ICT Research Institute, ACECR, Tehran, Iran , habib.asghari@ictrc.ac.ir
Abstract: (1046 Views)
In recent years, due to high availability of documents through the Internet, plagiarism is becoming a serious issue in many fields of research. Moreover, the availability of machine translation systems facilitates the re-use of textual contents across languages. So, the detection of plagiarism in cross-lingual cases is now of great importance especially when source and target language are different. Various methods for automatic detection of text reuse have been developed whose objective is to help human experts to investigate suspicious documents for plagiarism cases. For evaluating the performance of theses plagiarism detection systems and algorithms, we need to construct plagiarism detection corpora. In this paper, we propose an English-Persian plagiarism detection corpus comprised of different types of paraphrasing. The goal is to simulate what would be done by human to conceal plagiarized passages after translating the text into target language.
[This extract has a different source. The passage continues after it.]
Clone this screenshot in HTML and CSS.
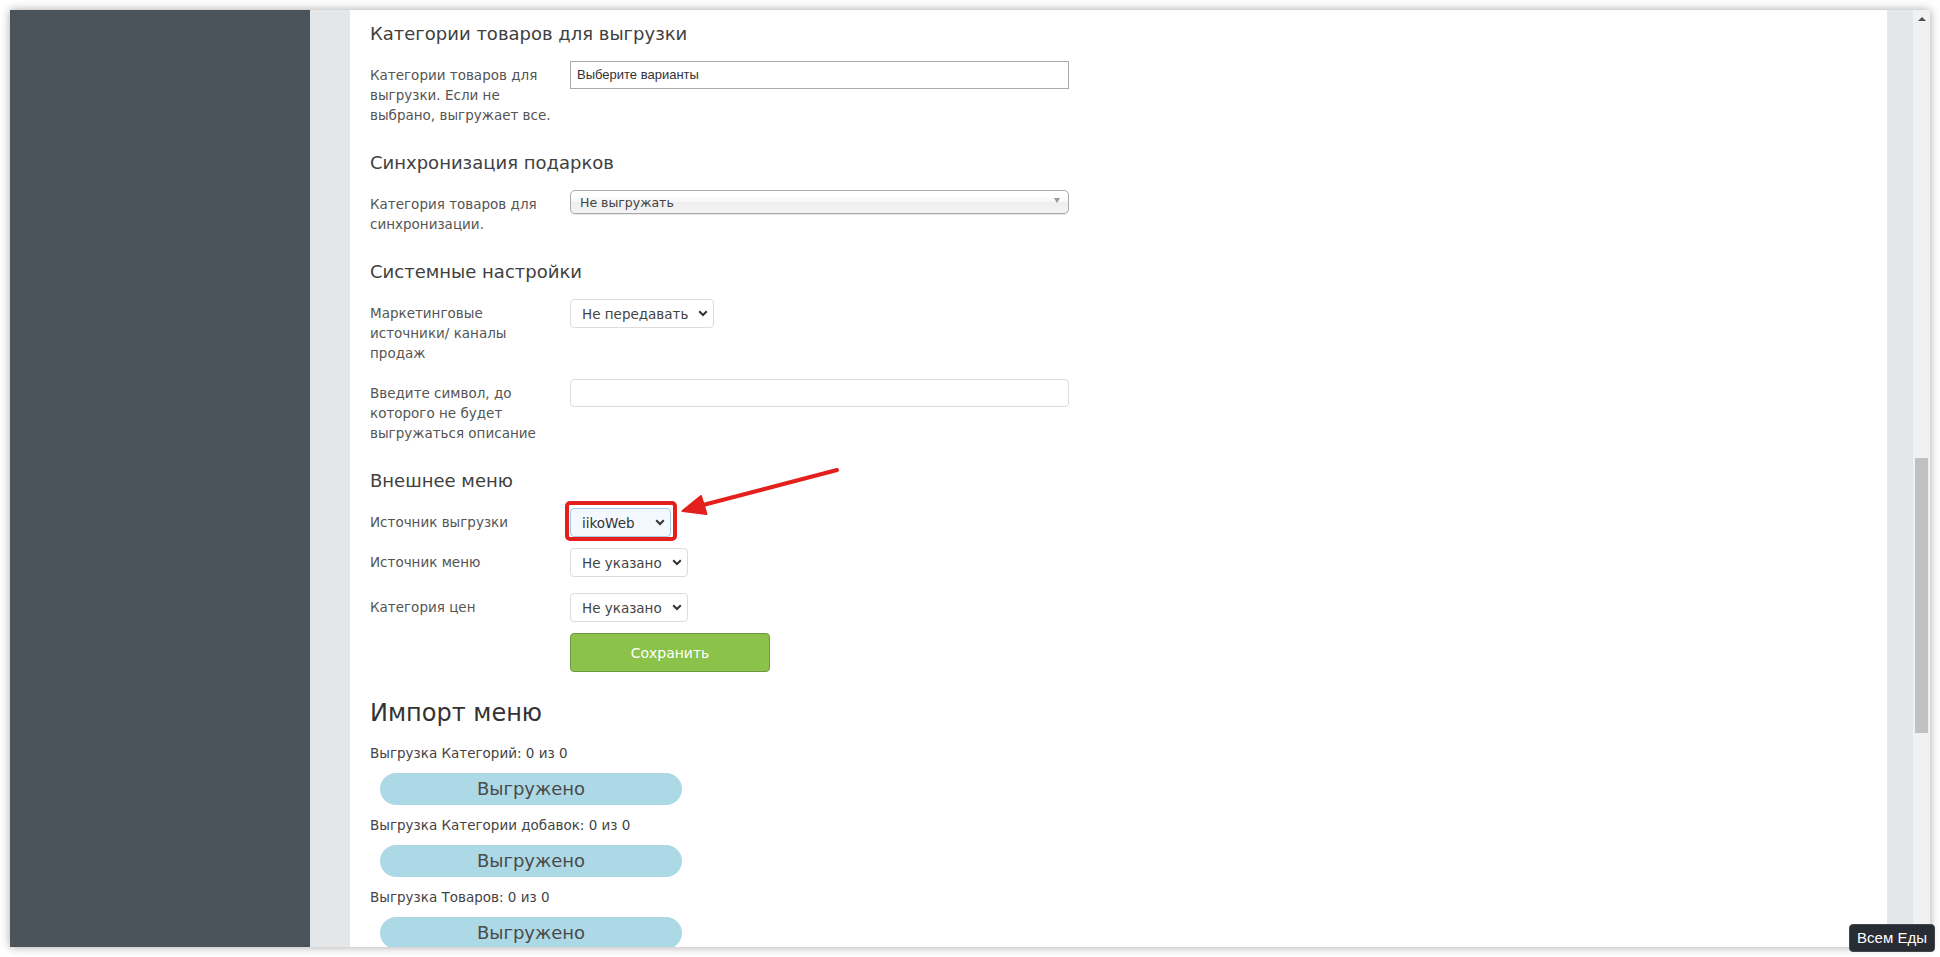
FILE: index.html
```html
<!DOCTYPE html>
<html lang="ru">
<head>
    <meta charset="UTF-8">
    <meta name="viewport" content="width=device-width, initial-scale=1.0">
    <title>Настройки интеграции</title>
    <link rel="stylesheet" href="styles.css">
</head>
<body>
    <div class="window">
        <aside class="sidebar"></aside>
        <div class="gutter"></div>

        <main class="content">
            <div class="section">
                <h3 class="section-title">Категории товаров для выгрузки</h3>
                <div class="form-row">
                    <label class="form-label">Категории товаров для выгрузки. Если не выбрано, выгружает все.</label>
                    <div class="chosen-multi">Выберите варианты</div>
                </div>
            </div>

            <div class="section">
                <h3 class="section-title">Синхронизация подарков</h3>
                <div class="form-row">
                    <label class="form-label">Категория товаров для синхронизации.</label>
                    <div class="chosen-single">
                        <span>Не выгружать</span>
                        <i class="chosen-arrow"></i>
                    </div>
                </div>
            </div>

            <div class="section">
                <h3 class="section-title">Системные настройки</h3>
                <div class="form-row">
                    <label class="form-label">Маркетинговые источники/ каналы продаж</label>
                    <div class="select">
                        <span>Не передавать</span>
                        <svg class="chevron" width="10" height="7" viewBox="0 0 10 7"><path d="M1.2 1.3L5 5l3.8-3.7" fill="none" stroke="#333" stroke-width="2"/></svg>
                    </div>
                </div>
                <div class="form-row">
                    <label class="form-label">Введите символ, до которого не будет выгружаться описание</label>
                    <div class="text-input"></div>
                </div>
            </div>

            <div class="section">
                <h3 class="section-title">Внешнее меню</h3>
                <div class="form-row form-row--tight">
                    <label class="form-label">Источник выгрузки</label>
                    <div class="highlight-wrap">
                        <div class="select select--focus">
                            <span>iikoWeb</span>
                            <svg class="chevron" width="10" height="7" viewBox="0 0 10 7"><path d="M1.2 1.3L5 5l3.8-3.7" fill="none" stroke="#333" stroke-width="2"/></svg>
                        </div>
                        <!-- красная рамка и стрелка поверх -->
                        <div class="highlight-box"></div>
                        <svg class="pointer-arrow" width="170" height="60" viewBox="0 0 170 60">
                            <path d="M157 7L23 42" fill="none" stroke="#e3201b" stroke-width="4" stroke-linecap="round"/>
                            <path d="M2.5 48L21 33L26.5 51Z" fill="#e3201b" stroke="#e3201b" stroke-width="2" stroke-linejoin="round"/>
                        </svg>
                    </div>
                </div>
                <div class="form-row">
                    <label class="form-label">Источник меню</label>
                    <div class="select">
                        <span>Не указано</span>
                        <svg class="chevron" width="10" height="7" viewBox="0 0 10 7"><path d="M1.2 1.3L5 5l3.8-3.7" fill="none" stroke="#333" stroke-width="2"/></svg>
                    </div>
                </div>
                <div class="form-row form-row--tight">
                    <label class="form-label">Категория цен</label>
                    <div class="select">
                        <span>Не указано</span>
                        <svg class="chevron" width="10" height="7" viewBox="0 0 10 7"><path d="M1.2 1.3L5 5l3.8-3.7" fill="none" stroke="#333" stroke-width="2"/></svg>
                    </div>
                </div>
                <div class="form-row form-row--actions">
                    <div class="form-label"></div>
                    <button class="btn-save">Сохранить</button>
                </div>
            </div>

            <div class="import">
                <h2 class="import-title">Импорт меню</h2>
                <div class="import-item">
                    <div class="import-label">Выгрузка Категорий: 0 из 0</div>
                    <div class="import-status">Выгружено</div>
                </div>
                <div class="import-item">
                    <div class="import-label">Выгрузка Категории добавок: 0 из 0</div>
                    <div class="import-status">Выгружено</div>
                </div>
                <div class="import-item">
                    <div class="import-label">Выгрузка Товаров: 0 из 0</div>
                    <div class="import-status">Выгружено</div>
                </div>
            </div>
        </main>

        <div class="gutter"></div>
        <div class="scrollbar">
            <div class="scroll-up"></div>
            <div class="scroll-thumb"></div>
        </div>
    </div>

    <div class="site-tooltip">Всем Еды</div>
</body>
</html>
```

FILE: styles.css
```css
* {
    box-sizing: border-box;
    margin: 0;
    padding: 0;
}

body {
    background-color: #fff;
    font-family: "DejaVu Sans", "Noto Sans", sans-serif;
    color: #4a4a4a;
    overflow: hidden;
    height: 957px;
}

.window {
    margin: 10px;
    height: 937px;
    display: grid;
    grid-template-columns: 300px 40px 1fr 26px 17px;
    box-shadow: 0 0 9px rgba(0, 0, 0, 0.35);
    overflow: hidden;
}

.sidebar {
    background-color: #4b535b;
}

.gutter {
    background-color: #e3e7ea;
}

.content {
    background-color: #fff;
    padding: 13px 20px 0;
    overflow: hidden;
}

.section {
    display: flow-root;
}

.section + .section {
    padding-top: 11px;
}

.section-title {
    font-size: 18px;
    line-height: 22px;
    font-weight: normal;
    color: #404040;
    margin-bottom: 16px;
}

.form-row {
    display: flex;
    align-items: flex-start;
    margin-bottom: 16px;
}

.form-row--tight {
    margin-bottom: 11px;
}

.form-label {
    width: 200px;
    flex-shrink: 0;
    padding: 4px 15px 0 0;
    font-size: 13.5px;
    line-height: 20px;
    color: #555;
}

/* поля */
.chosen-multi {
    width: 499px;
    height: 28px;
    border: 1px solid #aaa;
    background: #fff;
    padding: 0 6px;
    font-family: "Liberation Sans", Arial, sans-serif;
    font-size: 13px;
    line-height: 26px;
    color: #333;
}

.chosen-single {
    width: 499px;
    height: 24px;
    border: 1px solid #aaa;
    border-radius: 5px;
    background: linear-gradient(#fff 20%, #f6f6f6 50%, #eee 52%, #f4f4f4 100%);
    box-shadow: 0 1px 1px rgba(0, 0, 0, 0.1);
    display: flex;
    align-items: center;
    justify-content: space-between;
    padding: 0 8px 0 9px;
    font-size: 12.5px;
    color: #444;
}

.chosen-arrow {
    width: 0;
    height: 0;
    border-left: 3.5px solid transparent;
    border-right: 3.5px solid transparent;
    border-top: 5px solid #999;
    margin-top: -4px;
}

.select {
    display: inline-flex;
    align-items: center;
    height: 29px;
    padding: 0 5px 0 11px;
    border: 1px solid #dcdcdc;
    border-radius: 4px;
    background: #fff;
    font-size: 13.5px;
    color: #444;
    white-space: nowrap;
}

.select span {
    margin-right: 10px;
}

.select--focus {
    background: #f3f9fe;
    border-color: #a9c8e2;
    color: #333;
}

.select--focus span {
    margin-right: 20px;
}

.chevron {
    display: block;
}

.text-input {
    width: 499px;
    height: 28px;
    border: 1px solid #dcdcdc;
    border-radius: 4px;
    background: #fff;
}

.highlight-wrap {
    position: relative;
}

.highlight-box {
    position: absolute;
    top: -7px;
    left: -5px;
    right: -6px;
    bottom: -4px;
    border: 4px solid #e3201b;
    border-radius: 5px;
}

.pointer-arrow {
    position: absolute;
    left: 110px;
    top: -45px;
    overflow: visible;
}

.btn-save {
    width: 200px;
    height: 39px;
    border: 1px solid #6f9641;
    border-radius: 4px;
    background-color: #8bc34a;
    color: #fff;
    font-family: inherit;
    font-size: 14px;
}

.form-row--actions {
    margin-bottom: 26px;
}

/* импорт */
.import-title {
    font-size: 24px;
    line-height: 30px;
    font-weight: normal;
    color: #333;
    margin-bottom: 15px;
}

.import-item {
    margin-bottom: 10px;
}

.import-label {
    font-size: 13.5px;
    line-height: 20px;
    color: #444;
    margin-bottom: 10px;
}

.import-status {
    width: 302px;
    height: 32px;
    margin-left: 10px;
    border-radius: 16px;
    background-color: #add8e6;
    text-align: center;
    font-size: 18px;
    line-height: 32px;
    color: #4a4a4a;
}

/* скроллбар */
.scrollbar {
    background-color: #f1f1f1;
    position: relative;
}

.scroll-up {
    width: 0;
    height: 0;
    margin: 7px auto 0;
    border-left: 4px solid transparent;
    border-right: 4px solid transparent;
    border-bottom: 4px solid #505050;
}

.scroll-thumb {
    width: 13px;
    height: 275px;
    margin: 437px auto 0 2px;
    background-color: #c1c1c1;
}

.site-tooltip {
    position: fixed;
    right: 5px;
    bottom: 5px;
    width: 86px;
    height: 28px;
    border: 1px solid #444;
    border-radius: 4px;
    background-color: #282c34;
    color: #fff;
    font-family: "Liberation Sans", Arial, sans-serif;
    font-size: 15px;
    line-height: 26px;
    text-align: center;
}
```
The proposed corpus includes seven types of paraphrasing methods that cover (but not limited to) all of the obfuscation types in the previous works into one integrated CLPD corpus. In order to evaluate the corpus, an extrinsic evaluation approach has been applied by executing a wide variety of plagiarism detection algorithms as downstream tasks on the proposed corpus. The results show that the performance of the algorithms decrease by increasing the obfuscation complexity.